■ **Material provided**:
"""

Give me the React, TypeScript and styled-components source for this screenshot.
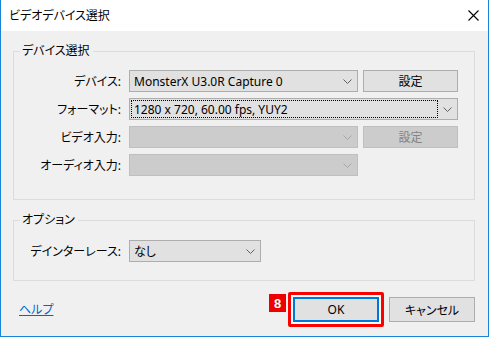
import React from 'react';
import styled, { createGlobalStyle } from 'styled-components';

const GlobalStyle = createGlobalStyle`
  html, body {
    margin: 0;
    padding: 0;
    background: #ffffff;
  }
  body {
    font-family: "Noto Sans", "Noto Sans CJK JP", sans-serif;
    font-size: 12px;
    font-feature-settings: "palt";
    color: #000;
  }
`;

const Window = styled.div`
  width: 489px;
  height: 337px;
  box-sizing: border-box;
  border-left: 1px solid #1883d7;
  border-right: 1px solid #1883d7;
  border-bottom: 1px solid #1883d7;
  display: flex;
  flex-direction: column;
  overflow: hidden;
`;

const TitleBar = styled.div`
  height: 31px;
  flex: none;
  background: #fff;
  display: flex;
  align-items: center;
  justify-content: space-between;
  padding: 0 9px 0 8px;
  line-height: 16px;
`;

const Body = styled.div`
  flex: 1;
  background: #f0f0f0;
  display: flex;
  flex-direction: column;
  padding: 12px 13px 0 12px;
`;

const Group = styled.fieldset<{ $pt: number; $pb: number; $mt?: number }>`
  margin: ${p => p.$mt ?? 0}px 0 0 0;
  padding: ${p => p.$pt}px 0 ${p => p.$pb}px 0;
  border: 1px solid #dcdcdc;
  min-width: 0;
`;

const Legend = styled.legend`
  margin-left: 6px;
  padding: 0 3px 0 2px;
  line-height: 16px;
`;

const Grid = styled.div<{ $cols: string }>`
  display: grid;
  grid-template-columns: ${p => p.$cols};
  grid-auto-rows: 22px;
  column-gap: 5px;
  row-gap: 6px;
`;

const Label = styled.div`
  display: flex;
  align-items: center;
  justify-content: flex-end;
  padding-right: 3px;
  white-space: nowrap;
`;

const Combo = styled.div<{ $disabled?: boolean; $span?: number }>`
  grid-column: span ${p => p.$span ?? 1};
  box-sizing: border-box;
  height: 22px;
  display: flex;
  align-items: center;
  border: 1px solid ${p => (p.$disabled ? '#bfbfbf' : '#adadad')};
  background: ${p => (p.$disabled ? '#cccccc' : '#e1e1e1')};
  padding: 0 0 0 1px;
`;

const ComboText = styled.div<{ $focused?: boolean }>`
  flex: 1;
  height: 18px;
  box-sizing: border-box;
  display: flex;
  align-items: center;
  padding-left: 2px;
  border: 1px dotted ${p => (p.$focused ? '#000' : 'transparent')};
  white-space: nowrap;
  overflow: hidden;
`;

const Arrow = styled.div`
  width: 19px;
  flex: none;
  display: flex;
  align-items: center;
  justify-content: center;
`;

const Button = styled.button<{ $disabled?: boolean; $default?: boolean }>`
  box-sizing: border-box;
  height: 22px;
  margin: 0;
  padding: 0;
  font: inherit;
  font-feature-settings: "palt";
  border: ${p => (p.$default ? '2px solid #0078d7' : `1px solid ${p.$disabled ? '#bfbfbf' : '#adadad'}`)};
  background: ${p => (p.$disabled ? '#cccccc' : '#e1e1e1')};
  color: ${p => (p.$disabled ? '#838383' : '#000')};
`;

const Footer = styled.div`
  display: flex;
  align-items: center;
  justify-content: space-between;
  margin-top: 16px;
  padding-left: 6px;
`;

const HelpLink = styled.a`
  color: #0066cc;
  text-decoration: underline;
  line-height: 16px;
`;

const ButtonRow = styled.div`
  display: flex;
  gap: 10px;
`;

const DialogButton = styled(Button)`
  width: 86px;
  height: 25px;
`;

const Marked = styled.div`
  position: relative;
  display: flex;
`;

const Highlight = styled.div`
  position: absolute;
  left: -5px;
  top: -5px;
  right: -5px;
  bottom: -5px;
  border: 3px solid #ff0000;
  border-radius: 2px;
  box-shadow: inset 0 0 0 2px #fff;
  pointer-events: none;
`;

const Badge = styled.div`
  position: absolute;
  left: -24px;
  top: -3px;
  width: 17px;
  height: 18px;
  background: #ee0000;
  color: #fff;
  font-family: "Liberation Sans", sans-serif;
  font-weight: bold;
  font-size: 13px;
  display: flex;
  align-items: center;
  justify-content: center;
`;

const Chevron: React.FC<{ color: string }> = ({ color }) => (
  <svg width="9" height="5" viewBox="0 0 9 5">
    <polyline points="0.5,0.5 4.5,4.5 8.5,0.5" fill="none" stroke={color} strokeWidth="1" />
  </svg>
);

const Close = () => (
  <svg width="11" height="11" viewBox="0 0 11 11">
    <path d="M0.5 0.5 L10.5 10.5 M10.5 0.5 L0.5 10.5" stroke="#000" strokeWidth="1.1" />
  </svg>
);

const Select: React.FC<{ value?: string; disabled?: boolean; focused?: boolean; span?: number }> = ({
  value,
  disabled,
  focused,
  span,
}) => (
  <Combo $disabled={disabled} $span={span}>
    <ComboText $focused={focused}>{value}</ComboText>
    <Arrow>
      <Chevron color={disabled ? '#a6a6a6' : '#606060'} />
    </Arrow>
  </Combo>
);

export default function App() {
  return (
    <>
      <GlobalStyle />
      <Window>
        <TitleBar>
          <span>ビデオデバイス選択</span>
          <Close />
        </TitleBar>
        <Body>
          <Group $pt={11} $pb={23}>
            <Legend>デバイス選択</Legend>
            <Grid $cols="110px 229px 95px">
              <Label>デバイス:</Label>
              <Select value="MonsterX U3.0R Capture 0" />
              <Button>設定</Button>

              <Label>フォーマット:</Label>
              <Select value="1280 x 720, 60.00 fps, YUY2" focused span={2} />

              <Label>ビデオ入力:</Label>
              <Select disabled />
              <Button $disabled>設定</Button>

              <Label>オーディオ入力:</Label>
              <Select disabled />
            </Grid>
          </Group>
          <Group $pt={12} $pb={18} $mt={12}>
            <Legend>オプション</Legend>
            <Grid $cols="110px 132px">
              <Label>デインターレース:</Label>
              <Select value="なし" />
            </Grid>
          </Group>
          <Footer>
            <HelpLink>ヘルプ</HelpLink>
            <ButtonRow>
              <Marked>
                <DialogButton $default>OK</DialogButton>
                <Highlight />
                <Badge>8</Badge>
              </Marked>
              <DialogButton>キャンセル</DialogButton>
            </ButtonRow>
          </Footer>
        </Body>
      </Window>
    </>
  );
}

"""
"""

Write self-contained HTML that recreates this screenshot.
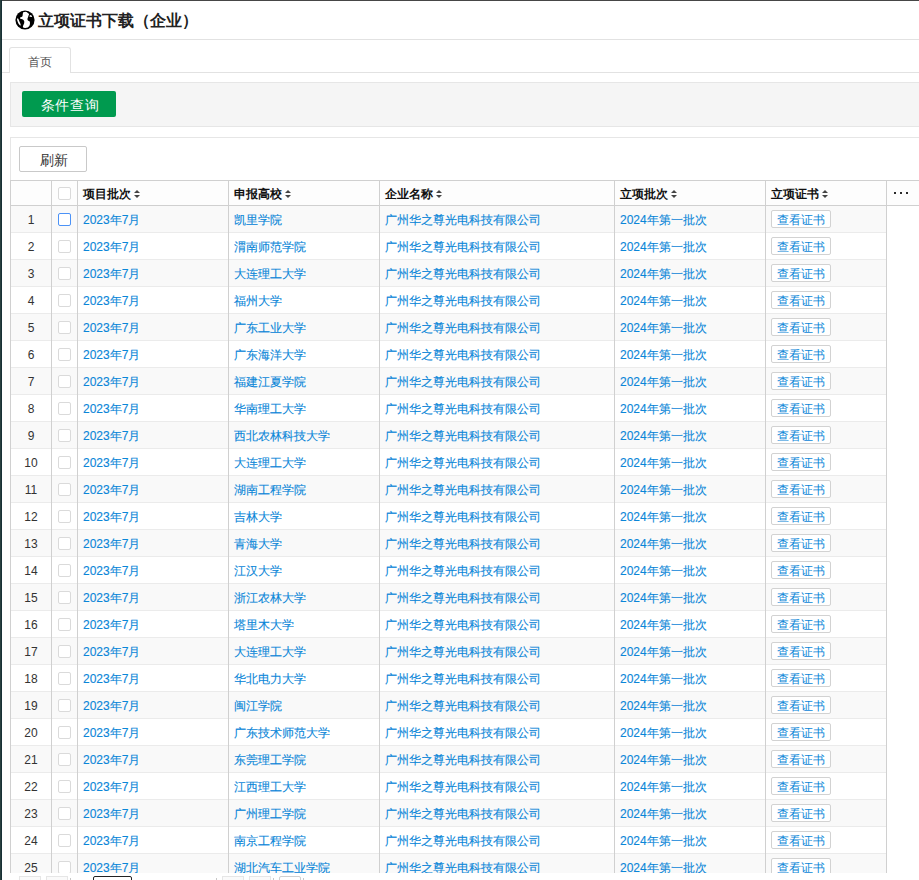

"""

■ **Given task**: Your answer should be only a number: how many lines of the data above contain the string "screenshot"?

■ **Complete response**: 2